Stapleford Abbotts is a village and civil parish in the Epping Forest district of Essex, approximately  SW of Ongar,  N of Romford and  SSE of Epping. The whole parish is within the M25 motorway. The village covers  and had a population of 959 in 2001, increasing to 1,008 at the 2011 Census.

History
The name of the parish arose because the principal manor was held by the Abbey of Bury St Edmunds from before the Norman Conquest to the Dissolution. A story is recorded in the abbey's registers that the lord of the manor was miraculously cured of a lingering illness in 1013 by the body of St Edmund as it passed back to Bury Abbey from London. In gratitude for being cured, he gave the manor to the abbey, either then or some time later. After the dissolution of the monasteries the manor was in the hands of Sir Brian Tuke and was included when he sold Pyrgo to King Henry VIII in 1544 although Navestock and Stapleford were both subsequently leased to George and Walter Cely, relatives of John Cely who had previously been Paler of the Park of Havering Palace at Havering-atte-Bower.

The population rose from 320 in 1801 to 507 in 1831, then fluctuated within that range until 1921 when it was 391. In the 20th century, there was a gradual increase in population due to new building in the area from the 1930s onwards. In 1951, the population was 731.

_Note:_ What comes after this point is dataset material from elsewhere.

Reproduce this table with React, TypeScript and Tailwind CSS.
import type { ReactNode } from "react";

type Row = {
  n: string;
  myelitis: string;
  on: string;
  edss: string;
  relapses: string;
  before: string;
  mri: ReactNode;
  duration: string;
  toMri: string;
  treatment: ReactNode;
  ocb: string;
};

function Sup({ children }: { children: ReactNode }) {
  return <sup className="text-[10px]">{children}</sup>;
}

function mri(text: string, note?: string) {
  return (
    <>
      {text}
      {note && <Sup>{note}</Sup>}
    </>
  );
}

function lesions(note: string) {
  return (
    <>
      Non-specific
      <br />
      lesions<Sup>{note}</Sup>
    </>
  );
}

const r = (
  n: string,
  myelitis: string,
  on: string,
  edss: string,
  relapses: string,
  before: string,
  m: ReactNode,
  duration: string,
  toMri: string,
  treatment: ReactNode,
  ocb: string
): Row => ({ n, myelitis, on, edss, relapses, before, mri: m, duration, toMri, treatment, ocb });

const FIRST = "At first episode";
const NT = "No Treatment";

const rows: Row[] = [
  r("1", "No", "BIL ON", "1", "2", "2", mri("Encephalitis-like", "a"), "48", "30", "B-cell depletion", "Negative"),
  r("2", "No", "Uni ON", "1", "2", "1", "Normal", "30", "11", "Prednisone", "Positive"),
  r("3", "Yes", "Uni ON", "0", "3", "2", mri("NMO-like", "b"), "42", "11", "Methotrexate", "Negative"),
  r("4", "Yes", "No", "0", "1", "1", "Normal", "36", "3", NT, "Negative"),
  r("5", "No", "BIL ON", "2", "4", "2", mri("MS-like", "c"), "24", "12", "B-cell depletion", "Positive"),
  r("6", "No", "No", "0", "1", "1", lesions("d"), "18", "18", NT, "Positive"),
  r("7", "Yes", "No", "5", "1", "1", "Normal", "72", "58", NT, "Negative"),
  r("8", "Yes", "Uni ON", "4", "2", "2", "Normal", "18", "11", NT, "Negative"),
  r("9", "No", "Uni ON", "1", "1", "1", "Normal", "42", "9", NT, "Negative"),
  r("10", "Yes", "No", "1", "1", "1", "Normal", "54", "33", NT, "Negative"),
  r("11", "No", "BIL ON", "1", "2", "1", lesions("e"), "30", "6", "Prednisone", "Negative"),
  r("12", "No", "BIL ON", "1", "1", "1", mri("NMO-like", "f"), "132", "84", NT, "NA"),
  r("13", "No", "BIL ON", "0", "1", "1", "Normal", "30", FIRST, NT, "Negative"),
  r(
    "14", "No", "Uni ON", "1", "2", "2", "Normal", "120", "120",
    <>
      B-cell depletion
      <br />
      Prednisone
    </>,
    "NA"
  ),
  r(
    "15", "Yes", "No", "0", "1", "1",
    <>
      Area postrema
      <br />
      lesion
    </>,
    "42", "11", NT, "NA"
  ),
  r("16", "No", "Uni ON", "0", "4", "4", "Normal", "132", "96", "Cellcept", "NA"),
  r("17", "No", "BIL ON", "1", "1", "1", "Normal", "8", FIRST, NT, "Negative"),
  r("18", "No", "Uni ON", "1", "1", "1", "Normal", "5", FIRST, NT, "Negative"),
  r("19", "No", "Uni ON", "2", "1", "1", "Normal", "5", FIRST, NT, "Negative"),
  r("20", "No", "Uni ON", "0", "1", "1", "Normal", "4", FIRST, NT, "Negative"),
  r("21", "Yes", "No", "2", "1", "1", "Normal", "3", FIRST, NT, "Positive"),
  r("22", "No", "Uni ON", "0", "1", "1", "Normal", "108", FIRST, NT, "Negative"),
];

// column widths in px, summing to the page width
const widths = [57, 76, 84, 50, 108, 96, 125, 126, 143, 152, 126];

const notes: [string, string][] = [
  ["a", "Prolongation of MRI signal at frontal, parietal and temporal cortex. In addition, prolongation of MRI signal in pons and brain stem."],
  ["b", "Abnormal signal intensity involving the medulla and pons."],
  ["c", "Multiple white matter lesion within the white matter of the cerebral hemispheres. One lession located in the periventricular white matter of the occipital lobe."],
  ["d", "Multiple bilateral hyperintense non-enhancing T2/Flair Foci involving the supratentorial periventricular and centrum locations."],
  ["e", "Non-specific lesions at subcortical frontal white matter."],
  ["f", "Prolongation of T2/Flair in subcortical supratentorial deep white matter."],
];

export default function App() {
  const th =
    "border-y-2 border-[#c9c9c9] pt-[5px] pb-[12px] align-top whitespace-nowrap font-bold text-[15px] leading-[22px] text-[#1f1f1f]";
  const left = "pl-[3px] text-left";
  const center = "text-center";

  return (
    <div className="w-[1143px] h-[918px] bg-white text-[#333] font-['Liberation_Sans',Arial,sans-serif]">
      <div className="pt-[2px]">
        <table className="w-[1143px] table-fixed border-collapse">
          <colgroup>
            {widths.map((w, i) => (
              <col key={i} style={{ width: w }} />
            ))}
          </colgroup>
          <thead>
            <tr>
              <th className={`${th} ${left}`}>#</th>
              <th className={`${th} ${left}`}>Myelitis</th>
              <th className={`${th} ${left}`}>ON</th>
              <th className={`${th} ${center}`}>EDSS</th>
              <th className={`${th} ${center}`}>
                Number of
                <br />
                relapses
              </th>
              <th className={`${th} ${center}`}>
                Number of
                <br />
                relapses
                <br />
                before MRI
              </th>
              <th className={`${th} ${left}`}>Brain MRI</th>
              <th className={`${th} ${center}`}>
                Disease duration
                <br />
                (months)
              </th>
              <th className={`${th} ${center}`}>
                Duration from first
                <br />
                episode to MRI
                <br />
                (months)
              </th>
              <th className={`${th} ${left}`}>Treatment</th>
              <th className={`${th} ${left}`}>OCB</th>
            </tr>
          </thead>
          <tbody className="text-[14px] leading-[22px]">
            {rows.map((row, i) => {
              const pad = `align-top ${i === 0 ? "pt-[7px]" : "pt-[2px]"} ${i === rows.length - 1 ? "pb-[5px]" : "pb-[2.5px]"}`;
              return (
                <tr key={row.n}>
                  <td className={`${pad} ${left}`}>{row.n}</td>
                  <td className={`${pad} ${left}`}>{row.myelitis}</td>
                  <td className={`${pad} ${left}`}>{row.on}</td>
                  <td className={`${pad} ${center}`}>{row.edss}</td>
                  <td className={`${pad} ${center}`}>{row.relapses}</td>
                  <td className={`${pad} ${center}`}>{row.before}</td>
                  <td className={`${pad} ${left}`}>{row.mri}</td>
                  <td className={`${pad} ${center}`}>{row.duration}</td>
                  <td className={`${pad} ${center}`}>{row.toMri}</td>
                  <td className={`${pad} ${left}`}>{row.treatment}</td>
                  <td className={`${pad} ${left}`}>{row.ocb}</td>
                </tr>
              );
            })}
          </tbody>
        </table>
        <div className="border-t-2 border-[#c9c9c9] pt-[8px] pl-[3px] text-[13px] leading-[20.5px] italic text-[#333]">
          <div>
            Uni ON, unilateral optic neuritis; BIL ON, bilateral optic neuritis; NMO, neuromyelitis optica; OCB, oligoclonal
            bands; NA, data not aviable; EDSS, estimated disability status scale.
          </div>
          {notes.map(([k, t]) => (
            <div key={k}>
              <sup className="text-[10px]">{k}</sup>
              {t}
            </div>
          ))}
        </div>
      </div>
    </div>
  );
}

Historically Stapleford Abbotts was included in the hundred of Ongar. It formed part of the Ongar Rural District Council from 1894 until that authority was absorbed into Epping and Ongar Rural District Council in 1955. Since the local-government reorganisation of 1974, it has been part of Epping Forest District. The present civil parish retains largely the same boundaries as the parish of the mid-19th century.

Events

In September 1927, the village was the scene of the murder of Police Constable George Gutteridge, who was shot at the roadside by two car thieves, Frederick Browne and William Kennedy, who were later hanged for their crime. Gutteridge Lane is named in his memory.

Geography
The parish is mostly rural and agricultural with a scattering of farms and cottages, much of it is Metropolitan Green Belt protected land. The northern boundary of the parish is formed by the River Roding. The remainder of the parish is crossed by streams that feed into it or form the headwater of the River Rom. The terrain is hilly and 28–90 m (92–295 ft) above sea level (AOD) with most between 35 and 80 m (115 and 262 ft).

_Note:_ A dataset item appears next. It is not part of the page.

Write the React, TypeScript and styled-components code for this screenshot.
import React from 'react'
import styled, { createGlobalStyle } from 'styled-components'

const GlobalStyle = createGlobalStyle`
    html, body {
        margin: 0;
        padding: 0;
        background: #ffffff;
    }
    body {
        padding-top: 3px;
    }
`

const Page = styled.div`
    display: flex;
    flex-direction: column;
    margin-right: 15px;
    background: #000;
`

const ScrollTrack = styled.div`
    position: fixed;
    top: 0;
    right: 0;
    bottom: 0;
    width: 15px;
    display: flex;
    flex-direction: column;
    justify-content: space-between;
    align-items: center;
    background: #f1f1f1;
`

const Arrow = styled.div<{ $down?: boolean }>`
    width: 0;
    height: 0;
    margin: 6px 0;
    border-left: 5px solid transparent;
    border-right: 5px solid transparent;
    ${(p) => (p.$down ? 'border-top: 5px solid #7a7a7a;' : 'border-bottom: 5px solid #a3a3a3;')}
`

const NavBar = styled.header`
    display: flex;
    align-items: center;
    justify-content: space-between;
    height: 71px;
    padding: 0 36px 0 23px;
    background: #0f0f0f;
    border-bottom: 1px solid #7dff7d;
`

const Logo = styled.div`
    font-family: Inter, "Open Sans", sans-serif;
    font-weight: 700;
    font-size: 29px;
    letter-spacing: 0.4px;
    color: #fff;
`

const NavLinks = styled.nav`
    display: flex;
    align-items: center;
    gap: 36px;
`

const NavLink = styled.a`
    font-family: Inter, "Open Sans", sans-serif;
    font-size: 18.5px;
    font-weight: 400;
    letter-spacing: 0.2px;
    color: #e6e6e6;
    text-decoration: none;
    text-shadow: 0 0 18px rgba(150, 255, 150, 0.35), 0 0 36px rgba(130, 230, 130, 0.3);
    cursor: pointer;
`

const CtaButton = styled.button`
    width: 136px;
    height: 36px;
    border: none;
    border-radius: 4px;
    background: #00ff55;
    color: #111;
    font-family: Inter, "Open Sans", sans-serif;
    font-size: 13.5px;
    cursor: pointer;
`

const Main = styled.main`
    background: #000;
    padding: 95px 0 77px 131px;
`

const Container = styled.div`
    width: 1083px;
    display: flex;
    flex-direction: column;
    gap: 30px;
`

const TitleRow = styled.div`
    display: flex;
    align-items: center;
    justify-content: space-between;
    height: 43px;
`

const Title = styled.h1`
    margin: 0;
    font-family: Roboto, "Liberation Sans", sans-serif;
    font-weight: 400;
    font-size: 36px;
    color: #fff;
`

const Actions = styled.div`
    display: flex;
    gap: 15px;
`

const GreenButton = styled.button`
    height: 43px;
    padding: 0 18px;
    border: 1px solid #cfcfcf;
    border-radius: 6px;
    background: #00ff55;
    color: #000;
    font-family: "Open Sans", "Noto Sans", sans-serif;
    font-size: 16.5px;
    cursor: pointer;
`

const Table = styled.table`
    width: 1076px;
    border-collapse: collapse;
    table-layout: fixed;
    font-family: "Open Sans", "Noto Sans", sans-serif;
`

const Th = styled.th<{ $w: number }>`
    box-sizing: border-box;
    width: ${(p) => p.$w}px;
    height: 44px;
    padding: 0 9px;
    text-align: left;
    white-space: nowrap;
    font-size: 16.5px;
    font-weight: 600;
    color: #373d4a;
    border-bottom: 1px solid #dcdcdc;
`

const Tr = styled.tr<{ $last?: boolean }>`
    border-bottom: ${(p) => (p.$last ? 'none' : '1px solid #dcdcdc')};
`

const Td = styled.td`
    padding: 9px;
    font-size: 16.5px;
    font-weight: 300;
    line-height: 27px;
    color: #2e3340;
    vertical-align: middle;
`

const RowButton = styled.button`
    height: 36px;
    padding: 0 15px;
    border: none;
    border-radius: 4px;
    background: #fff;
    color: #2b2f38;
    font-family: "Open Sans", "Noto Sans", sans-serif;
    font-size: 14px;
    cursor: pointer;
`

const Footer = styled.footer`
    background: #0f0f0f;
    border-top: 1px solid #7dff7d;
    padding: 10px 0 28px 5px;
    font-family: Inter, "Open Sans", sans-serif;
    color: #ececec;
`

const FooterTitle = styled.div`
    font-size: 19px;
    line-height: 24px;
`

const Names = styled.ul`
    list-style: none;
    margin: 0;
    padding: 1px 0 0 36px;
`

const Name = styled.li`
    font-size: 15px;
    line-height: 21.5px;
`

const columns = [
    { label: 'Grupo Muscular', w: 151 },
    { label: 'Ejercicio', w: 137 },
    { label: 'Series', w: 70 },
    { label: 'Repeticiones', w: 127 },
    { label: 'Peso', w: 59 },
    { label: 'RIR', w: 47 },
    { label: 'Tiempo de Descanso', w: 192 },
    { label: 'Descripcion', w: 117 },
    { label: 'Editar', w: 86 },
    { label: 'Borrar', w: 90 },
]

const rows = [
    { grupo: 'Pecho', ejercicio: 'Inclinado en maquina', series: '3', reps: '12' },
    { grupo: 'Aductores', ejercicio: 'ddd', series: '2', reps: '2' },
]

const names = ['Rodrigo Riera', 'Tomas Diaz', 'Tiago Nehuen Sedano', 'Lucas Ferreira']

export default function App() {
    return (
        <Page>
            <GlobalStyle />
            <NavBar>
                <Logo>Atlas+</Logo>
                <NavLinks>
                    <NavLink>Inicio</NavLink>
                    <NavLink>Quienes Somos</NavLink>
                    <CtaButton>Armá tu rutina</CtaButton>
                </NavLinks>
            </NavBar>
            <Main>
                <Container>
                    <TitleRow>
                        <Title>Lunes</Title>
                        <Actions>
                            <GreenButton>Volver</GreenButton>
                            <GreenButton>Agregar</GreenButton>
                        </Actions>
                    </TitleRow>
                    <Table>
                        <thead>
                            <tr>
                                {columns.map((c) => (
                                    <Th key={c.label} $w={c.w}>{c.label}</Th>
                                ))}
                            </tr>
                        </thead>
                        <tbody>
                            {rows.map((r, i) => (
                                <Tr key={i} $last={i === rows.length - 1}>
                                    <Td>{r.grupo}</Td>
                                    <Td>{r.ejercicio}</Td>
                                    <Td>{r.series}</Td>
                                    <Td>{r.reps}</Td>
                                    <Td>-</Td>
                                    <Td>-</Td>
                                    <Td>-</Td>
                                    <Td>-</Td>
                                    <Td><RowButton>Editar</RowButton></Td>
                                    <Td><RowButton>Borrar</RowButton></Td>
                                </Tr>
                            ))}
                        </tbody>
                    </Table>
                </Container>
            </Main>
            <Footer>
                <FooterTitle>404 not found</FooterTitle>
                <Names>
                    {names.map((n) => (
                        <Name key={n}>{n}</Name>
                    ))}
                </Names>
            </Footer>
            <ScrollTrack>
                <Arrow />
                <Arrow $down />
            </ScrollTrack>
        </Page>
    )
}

The village itself is a straggle of mostly 20th-century housing stretching for about a mile along the elevated Romford to Ongar road from the boundary with Havering-atte-Bower. The medieval church (largely rebuilt in the 19th century) is situated in a relatively isolated position a further mile away from what is now the village, reflecting the fact that it had no single nucleus until the 20th century.

Apart from the village of Stapleford Abbotts, the parish includes the hamlets of Bournebridge, Nuper's Hatch and a small part of Passingford Bridge. Two places use the village's name outside of it: Stapleford Flight Centre which provides sightseeing flights and Stapleford Abbotts Golf Course (see below).

Localities

Bournebridge
Adjoining a farm on the main street to the south is the Bournebridge hamlet. The actual Bourne Bridge crosses the Bourne Brook, which later becomes the River Rom. The one Grade II listed building in the hamlet is the Old The School House. Otherwise it consists of fewer than 20 homes and farms.

Nuper's Hatch
This hamlet ranges in altitude from 60 to 82 m (197 to 296 ft) compared to the village centre's 55 m (180 ft) average. It consists of at least 60 properties centred on Nuper's and Lyng's Farm, in particular the neighbourhood and linear development of Tysea Hill. On the Tysea Hill ridge is Stapleford Abbotts Golf Course, which is across an almost straight north–south divide in the Borough of Brentwood. Six other farms adjoin the main road here, using a hilly terrain. Curtismill Green itself is in the parish, along with a few cottages, including the grade II listed Honeysuckle Cottage. However, most of the hamlet is in Navestock.

Transport
Buses are limited in the area, served by the single Route 375. Route 575 also passes through the area, but offers only one return journey per day.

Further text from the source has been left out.